Comparatively, basic center-aware techniques that simply group all samples in a class or cluster may be overly inclusive and thus introduce outliers; methods such as CLIM refine positive selection using intersection of KNN and cluster assignments, further requiring proximity to the cluster center. Others, such as CaCo, allow center candidates to be directly learnable, providing adaptive capacity and global organization.

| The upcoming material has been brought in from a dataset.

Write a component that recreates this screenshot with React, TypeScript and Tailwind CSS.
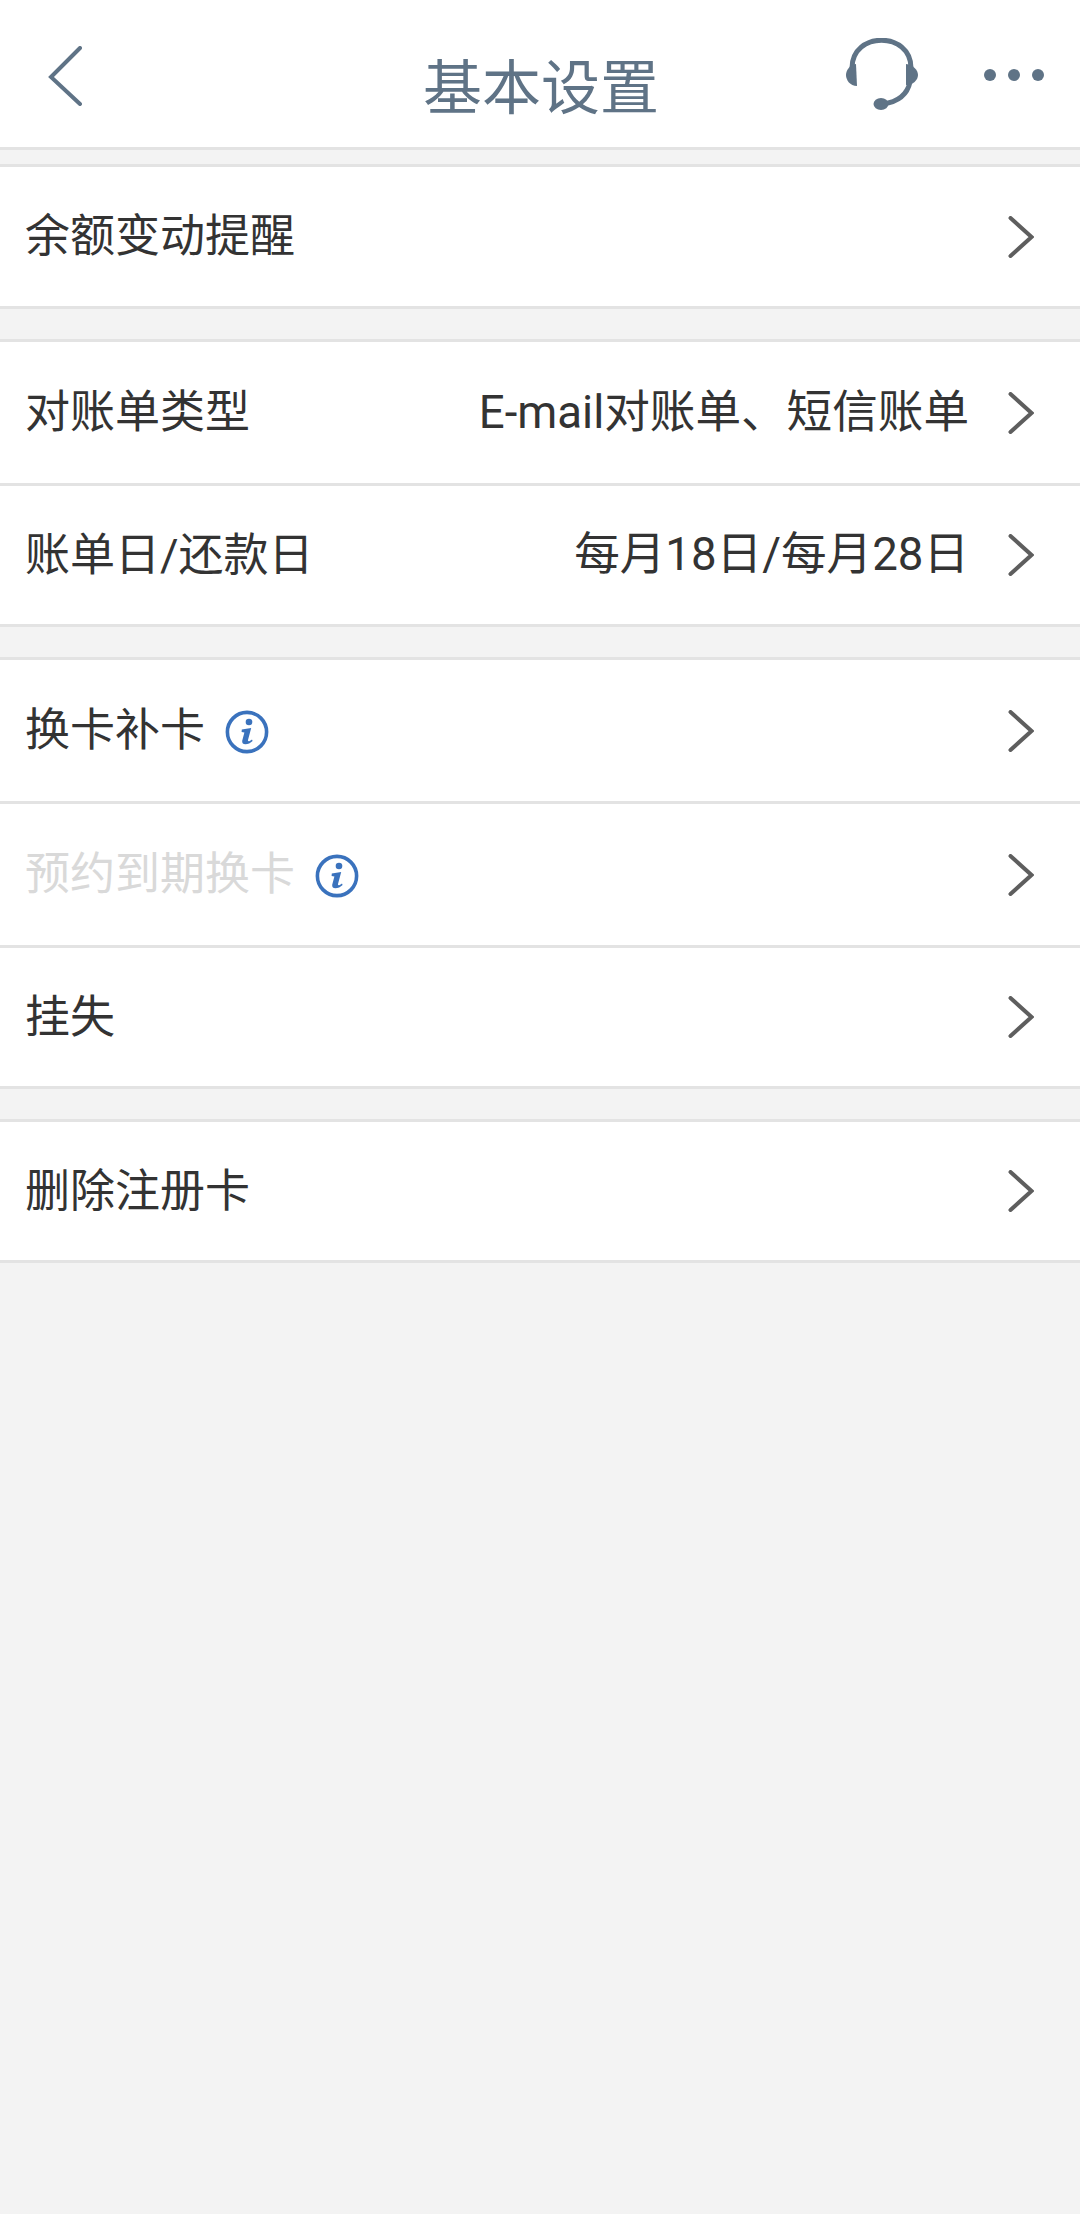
const FONT = "font-['Roboto','Noto_Sans_CJK_SC',sans-serif]";

function Chevron() {
  return (
    <svg width="26" height="42" viewBox="0 0 26 42" className="shrink-0" fill="none">
      <path d="M2.5 2 L23.5 21 L2.5 40" stroke="#5e5e5e" strokeWidth="4" strokeLinecap="round" strokeLinejoin="miter" />
    </svg>
  );
}

function Info() {
  return (
    <svg width="44" height="44" viewBox="0 0 44 44" className="shrink-0 ml-[20px] mt-[2px]" fill="none">
      <circle cx="22" cy="22" r="19.6" stroke="#3a72bd" strokeWidth="3.6" />
      <circle cx="24" cy="12" r="3.3" fill="#3a72bd" />
      <path d="M16.8 19.6 L26.2 18 L23 30 C22.6 31.6 24.4 31.6 27 29.4 L27.6 31 C24 34.8 16.4 36 17.2 30.8 L19.4 22.6 L16.6 22 Z" fill="#3a72bd" />
    </svg>
  );
}

type RowProps = { label: string; value?: string; info?: boolean; muted?: boolean; h: number };

function Row({ label, value, info, muted, h }: RowProps) {
  return (
    <div className="flex items-center bg-white pl-[25px] pr-[46px] border-b-[3px] border-[#e3e3e3]" style={{ height: h }}>
      <span className={`text-[45px] leading-none whitespace-nowrap ${muted ? "text-[#d9d9d9]" : "text-[#333333]"}`}>{label}</span>
      {info && <Info />}
      <span className="flex-1" />
      {value && <span className="text-[45.6px] leading-none text-[#333333] whitespace-nowrap mr-[39px]">{value}</span>}
      <Chevron />
    </div>
  );
}

function Group({ first, children }: { first?: boolean; children: React.ReactNode }) {
  return <div className={`border-t-[3px] border-[#e3e3e3] ${first ? "mt-[14px]" : "mt-[30px]"}`}>{children}</div>;
}

export default function App() {
  return (
    <div className={`w-[1080px] h-[2214px] bg-[#f3f3f3] ${FONT}`}>
      <header className="relative flex items-center justify-between h-[150px] bg-white border-b-[3px] border-[#e3e3e3] pl-[48px] pr-[36px]">
        <svg width="34" height="60" viewBox="0 0 34 60" fill="none" className="mt-[5px]">
          <path d="M32 2 L3 31 L32 58" stroke="#5f7386" strokeWidth="4" strokeLinecap="round" />
        </svg>
        <h1 className="absolute left-[423px] top-[59px] text-[59px] leading-none font-normal text-[#5f7386] whitespace-nowrap">基本设置</h1>
        <div className="flex items-center">
          <svg width="74" height="74" viewBox="0 0 74 74" fill="none" className="mt-[3px]">
            <path d="M7 30 C7 -7 66 -7 66 30" stroke="#5f7386" strokeWidth="5" />
            <path d="M65 44 C62 58 52 64 38 66" stroke="#5f7386" strokeWidth="5" />
            <path d="M11 26 C4 27 1 33 1 37 C1 42 5 48 12 48 Z" fill="#5f7386" />
            <path d="M61 26 C68 27 73 32 73 37 C73 42 68 47 61 47 Z" fill="#5f7386" />
            <ellipse cx="36" cy="66" rx="7.5" ry="6" fill="#5f7386" />
          </svg>
          <div className="flex gap-[12px] ml-[65px] mt-[3px]">
            <span className="w-[12px] h-[12px] rounded-full bg-[#5f7386]" />
            <span className="w-[12px] h-[12px] rounded-full bg-[#5f7386]" />
            <span className="w-[12px] h-[12px] rounded-full bg-[#5f7386]" />
          </div>
        </div>
      </header>
      <Group first>
        <Row h={142} label="余额变动提醒" />
      </Group>
      <Group>
        <Row h={144} label="对账单类型" value="E-mail对账单、短信账单" />
        <Row h={141} label="账单日/还款日" value="每月18日/每月28日" />
      </Group>
      <Group>
        <Row h={144} label="换卡补卡" info />
        <Row h={144} label="预约到期换卡" info muted />
        <Row h={141} label="挂失" />
      </Group>
      <Group>
        <Row h={141} label="删除注册卡" />
      </Group>
    </div>
  );
}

7. Misconceptions and Clarifications

Global vs. Local Clustering: Contrastive learning often produces locally dense (but not globally coherent) clusters (Zhang et al., 2023). Center-aware loss terms attempt to shift this towards global aggregation, but success depends on the design—for instance, cluster-aware loss (Chen et al., 2023) and neighborhood component analysis (Ko et al., 2021) more tightly bind members near dynamic centers.
Hard Sample Mining: Not all center-aware methods leverage hard mining explicitly. Graph-based approaches (Chen et al., 17 May 2024) focus on hard positives/negatives guided by community detection for greater discriminability.
Robustness Claims: Performance enhancements are typically assessed via standard and robust accuracy, OOD detection rates, and convergence speed, as documented in cited works.

Summary

Center-aware Contrastive Learning is an evolving paradigm that augments representation learning by integrating global center/cluster structure, adaptive positive selection, data mixing regularization, and explicit multi-resolution or community-aware augmentation. Through principled loss formulations and engineering, CACL methods achieve improved robustness, generalization, and discriminative structure in embedding spaces, advancing state-of-the-art results across classification, retrieval, detection, and 3D understanding tasks within diverse domains. These frameworks are distinguished by their dual focus on intra-group aggregation and inter-group separation, most commonly achieved via explicit center-based loss landscapes, adaptive selection, and fine-grained regularization strategies.